Maar zo ze geen vrede met u wil, doch de strijd met u aanbindt, moet ge haar belegeren.
13 And when Jehovah thy God delivers it into thy hand, thou shall smite every male of it with the edge of the sword,
En wanneer Jahweh, uw God, ze in uw hand heeft geleverd, moet gij alle mannen over de kling jagen;
14 but the women, and the little ones, and the cattle, and all that is in the city, even all the spoil of it, thou shall take for a prey to thyself. And thou shall eat the spoil of thine enemies, which Jehovah thy God has given thee.
doch vrouwen en kinderen, het vee en alles wat in de stad is, moogt ge allemaal buit maken; en de buit, op uw vijanden veroverd en door Jahweh, uw God, u gegeven, voor uzelf gebruiken.
15 Thus thou shall do to all the cities which are very far off from thee, which are not of the cities of these nations.
Zo moet ge doen met alle steden, die ver van u zijn verwijderd, en niet tot de steden van deze naties behoren.
16 But of the cities of these peoples, that Jehovah thy God gives thee for an inheritance, thou shall save alive nothing that breathes,
Maar van de steden dezer volken, die Jahweh u tot erfdeel gaat geven, moogt ge geen sterveling in leven laten.
17 but thou shall utterly destroy them-the Hittite, and the Amorite, the Canaanite, and the Perizzite, the Hivite, and the Jebusite-as Jehovah thy God has commanded thee,
De Chittieten, Amorieten, Kanaänieten, Perizzieten, Chiwwieten en Jeboesieten moet ge met de banvloek slaan, zoals Jahweh, uw God, u bevolen heeft,
18 that they not teach you to do after all their abominations, which they have done to their gods, so ye would sin against Jehovah your God.
opdat zij u niet verleiden al de gruwelen te bedrijven, die zij voor hun goden verrichten, en gij zoudt zondigen tegen Jahweh, uw God.
19 When thou shall besiege a city a long time, in making war against it to take it, thou shall not destroy the trees of it by wielding an axe against them, for thou may eat of them. And thou shall not cut them down, for is the tree of the field a man, that it should be besieged by thee?
Wanneer gij gedurende langere tijd een stad moet insluiten, om haar te belegeren en te veroveren, moogt ge haar bomen niet vernielen en de bijl er in slaan; ge moogt er van eten, maar ze niet vellen.

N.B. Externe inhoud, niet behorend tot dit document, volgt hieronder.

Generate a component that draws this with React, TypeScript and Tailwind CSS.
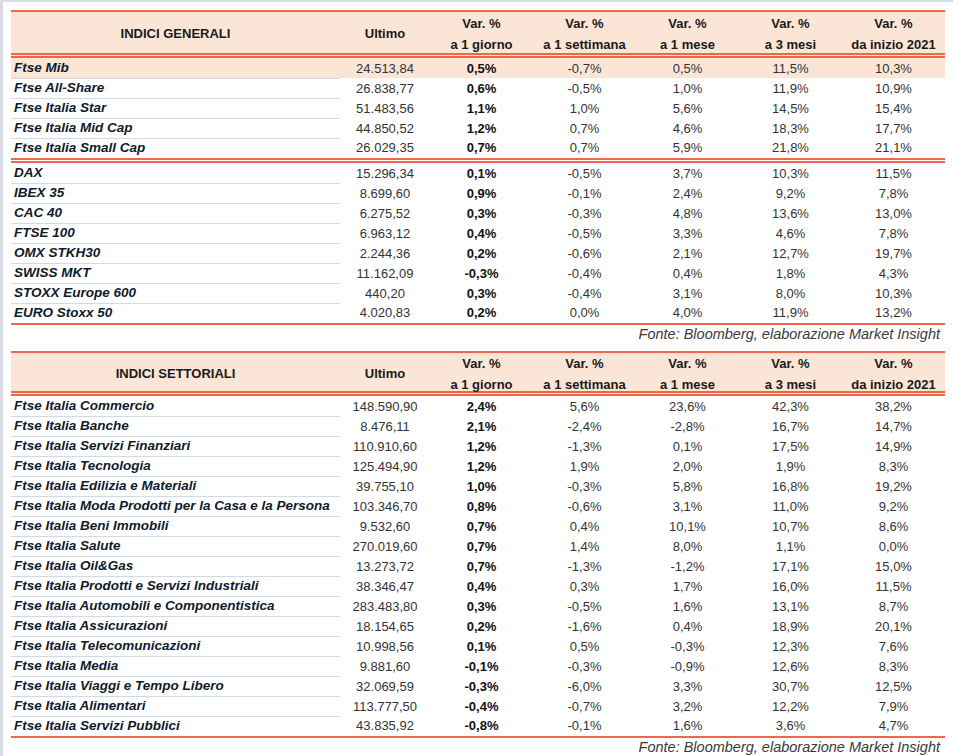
import React from "react";

type Row = [string, string, string, string, string, string, string];

const generali: Row[][] = [
  [
    ["Ftse Mib", "24.513,84", "0,5%", "-0,7%", "0,5%", "11,5%", "10,3%"],
    ["Ftse All-Share", "26.838,77", "0,6%", "-0,5%", "1,0%", "11,9%", "10,9%"],
    ["Ftse Italia Star", "51.483,56", "1,1%", "1,0%", "5,6%", "14,5%", "15,4%"],
    ["Ftse Italia Mid Cap", "44.850,52", "1,2%", "0,7%", "4,6%", "18,3%", "17,7%"],
    ["Ftse Italia Small Cap", "26.029,35", "0,7%", "0,7%", "5,9%", "21,8%", "21,1%"],
  ],
  [
    ["DAX", "15.296,34", "0,1%", "-0,5%", "3,7%", "10,3%", "11,5%"],
    ["IBEX 35", "8.699,60", "0,9%", "-0,1%", "2,4%", "9,2%", "7,8%"],
    ["CAC 40", "6.275,52", "0,3%", "-0,3%", "4,8%", "13,6%", "13,0%"],
    ["FTSE 100", "6.963,12", "0,4%", "-0,5%", "3,3%", "4,6%", "7,8%"],
    ["OMX STKH30", "2.244,36", "0,2%", "-0,6%", "2,1%", "12,7%", "19,7%"],
    ["SWISS MKT", "11.162,09", "-0,3%", "-0,4%", "0,4%", "1,8%", "4,3%"],
    ["STOXX Europe 600", "440,20", "0,3%", "-0,4%", "3,1%", "8,0%", "10,3%"],
    ["EURO Stoxx 50", "4.020,83", "0,2%", "0,0%", "4,0%", "11,9%", "13,2%"],
  ],
];

const settoriali: Row[][] = [
  [
    ["Ftse Italia Commercio", "148.590,90", "2,4%", "5,6%", "23,6%", "42,3%", "38,2%"],
    ["Ftse Italia Banche", "8.476,11", "2,1%", "-2,4%", "-2,8%", "16,7%", "14,7%"],
    ["Ftse Italia Servizi Finanziari", "110.910,60", "1,2%", "-1,3%", "0,1%", "17,5%", "14,9%"],
    ["Ftse Italia Tecnologia", "125.494,90", "1,2%", "1,9%", "2,0%", "1,9%", "8,3%"],
    ["Ftse Italia Edilizia e Materiali", "39.755,10", "1,0%", "-0,3%", "5,8%", "16,8%", "19,2%"],
    ["Ftse Italia Moda Prodotti per la Casa e la Persona", "103.346,70", "0,8%", "-0,6%", "3,1%", "11,0%", "9,2%"],
    ["Ftse Italia Beni Immobili", "9.532,60", "0,7%", "0,4%", "10,1%", "10,7%", "8,6%"],
    ["Ftse Italia Salute", "270.019,60", "0,7%", "1,4%", "8,0%", "1,1%", "0,0%"],
    ["Ftse Italia Oil&Gas", "13.273,72", "0,7%", "-1,3%", "-1,2%", "17,1%", "15,0%"],
    ["Ftse Italia Prodotti e Servizi Industriali", "38.346,47", "0,4%", "0,3%", "1,7%", "16,0%", "11,5%"],
    ["Ftse Italia Automobili e Componentistica", "283.483,80", "0,3%", "-0,5%", "1,6%", "13,1%", "8,7%"],
    ["Ftse Italia Assicurazioni", "18.154,65", "0,2%", "-1,6%", "0,4%", "18,9%", "20,1%"],
    ["Ftse Italia Telecomunicazioni", "10.998,56", "0,1%", "0,5%", "-0,3%", "12,3%", "7,6%"],
    ["Ftse Italia Media", "9.881,60", "-0,1%", "-0,3%", "-0,9%", "12,6%", "8,3%"],
    ["Ftse Italia Viaggi e Tempo Libero", "32.069,59", "-0,3%", "-6,0%", "3,3%", "30,7%", "12,5%"],
    ["Ftse Italia Alimentari", "113.777,50", "-0,4%", "-0,7%", "3,2%", "12,2%", "7,9%"],
    ["Ftse Italia Servizi Pubblici", "43.835,92", "-0,8%", "-0,1%", "1,6%", "3,6%", "4,7%"],
  ],
];

const varHeads = [
  "a 1 giorno",
  "a 1 settimana",
  "a 1 mese",
  "a 3 mesi",
  "da inizio 2021",
];

const grid = "grid grid-cols-[329px_90px_103px_103px_103px_103px_103px]";

function Table({ title, groups, tall }: { title: string; groups: Row[][]; tall: boolean }) {
  return (
    <div className="w-[934px]">
      {/* Header */}
      <div
        className={`${grid} border-t-2 border-b-[5px] border-double border-t-[#f0654b] border-b-[#f0654b] bg-[#fbe5d6] text-[13px] font-bold text-[#1a1a1a] ${
          tall ? "h-[48px]" : "h-[45px]"
        }`}
      >
        <div className="flex items-center justify-center">{title}</div>
        <div className="flex items-center justify-center">Ultimo</div>
        {varHeads.map((h) => (
          <div
            key={h}
            className={`flex flex-col items-center justify-center leading-[21px] ${tall ? "pt-[1px]" : ""}`}
          >
            <span>Var. %</span>
            <span>{h}</span>
          </div>
        ))}
      </div>

      {/* Body */}
      {groups.map((rows, gi) => (
        <div
          key={gi}
          className={
            gi < groups.length - 1
              ? "border-b-[5px] border-double border-[#f0654b]"
              : "border-b-2 border-[#f0654b]"
          }
        >
          {rows.map((r, ri) => {
            const highlight = gi === 0 && ri === 0 && tall;
            const last = ri === rows.length - 1;
            return (
              <div
                key={r[0]}
                className={`${grid} h-[20px] text-[13px] ${highlight ? "bg-[#fbe5d6]" : ""}`}
              >
                <div
                  className={`flex items-center pl-[3px] text-[13.5px] font-bold italic text-[#0f1a2a] ${
                    last ? "" : "border-b border-[#d3d9e6]"
                  }`}
                >
                  {r[0]}
                </div>
                <div className="flex items-center justify-center text-[#333333]">{r[1]}</div>
                <div className="flex items-center justify-center font-bold text-[#111111]">{r[2]}</div>
                {r.slice(3).map((v, i) => (
                  <div key={i} className="flex items-center justify-center text-[#333333]">
                    {v}
                  </div>
                ))}
              </div>
            );
          })}
        </div>
      ))}

      <div className="h-[20px] pr-[5px] text-right text-[14.5px] italic leading-[19px] text-[#3a3a3a]">
        Fonte: Bloomberg, elaborazione Market Insight
      </div>
    </div>
  );
}

export default function App() {
  return (
    <div
      className="min-h-screen border-l-[3px] border-t-2 border-[#d7dce7] bg-white pl-[8px] pt-[8px]"
      style={{ fontFamily: '"Liberation Sans", Arial, sans-serif' }}
    >
      <Table title="INDICI GENERALI" groups={generali} tall />
      <div className="h-[6px]" />
      <Table title="INDICI SETTORIALI" groups={settoriali} tall={false} />
    </div>
  );
}
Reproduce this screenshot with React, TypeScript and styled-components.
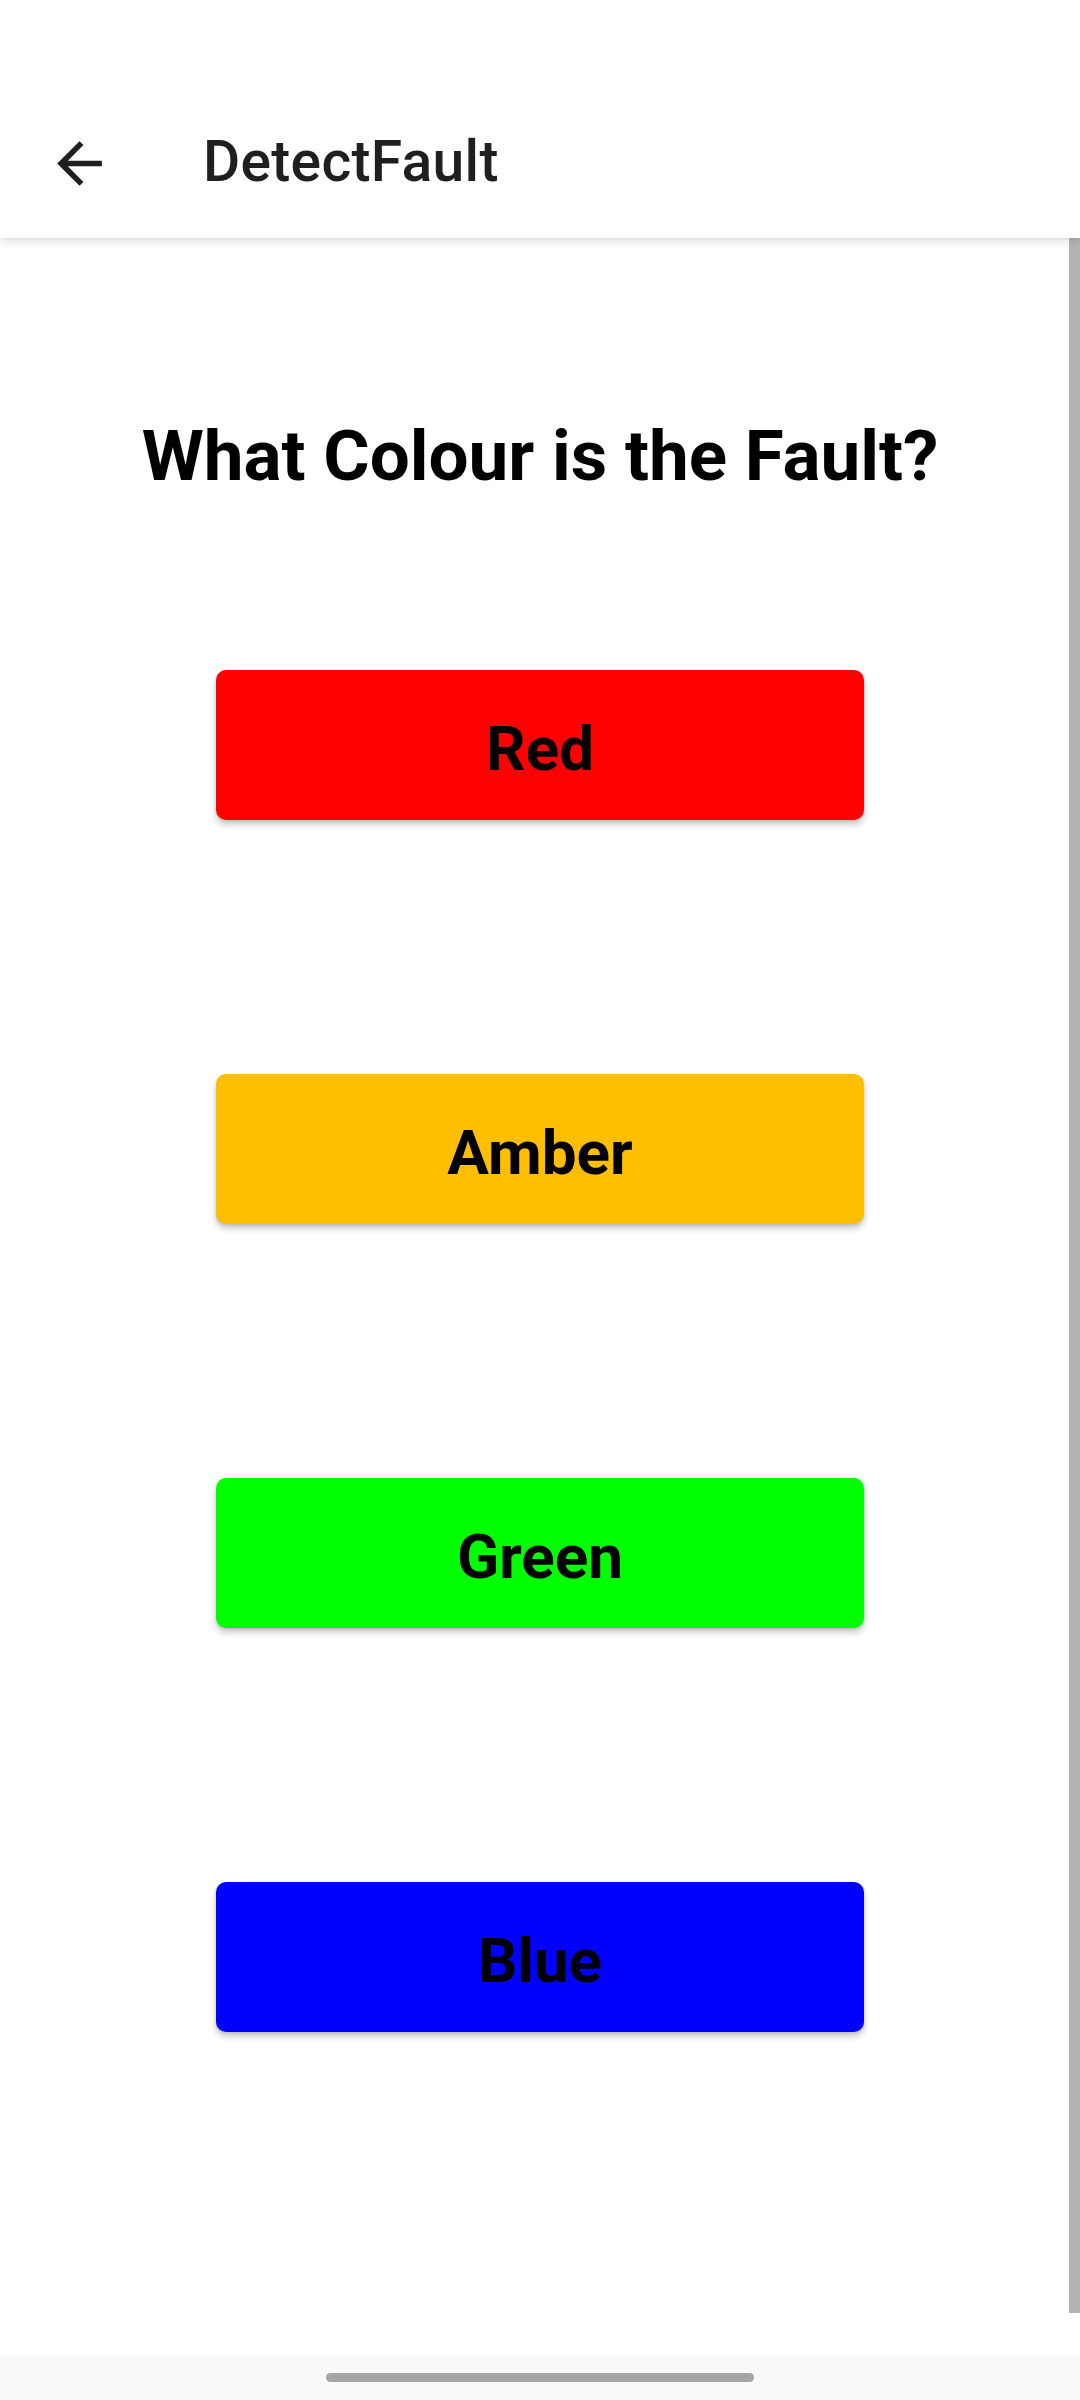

De bomen op het veld zijn toch geen mensen, die door u worden belegerd?
20 Only the trees of which thou know that they are not trees for food, thou shall destroy and cut them down. And thou shall build bulwarks against the city that makes war with thee, until it falls.
Alleen de bomen, waarvan gij zeker weet, dat het geen vruchtbomen zijn, kunt ge vernielen en vellen, om er belegeringswerktuigen van te bouwen tegen de stad, die strijd met u voert, totdat ze valt.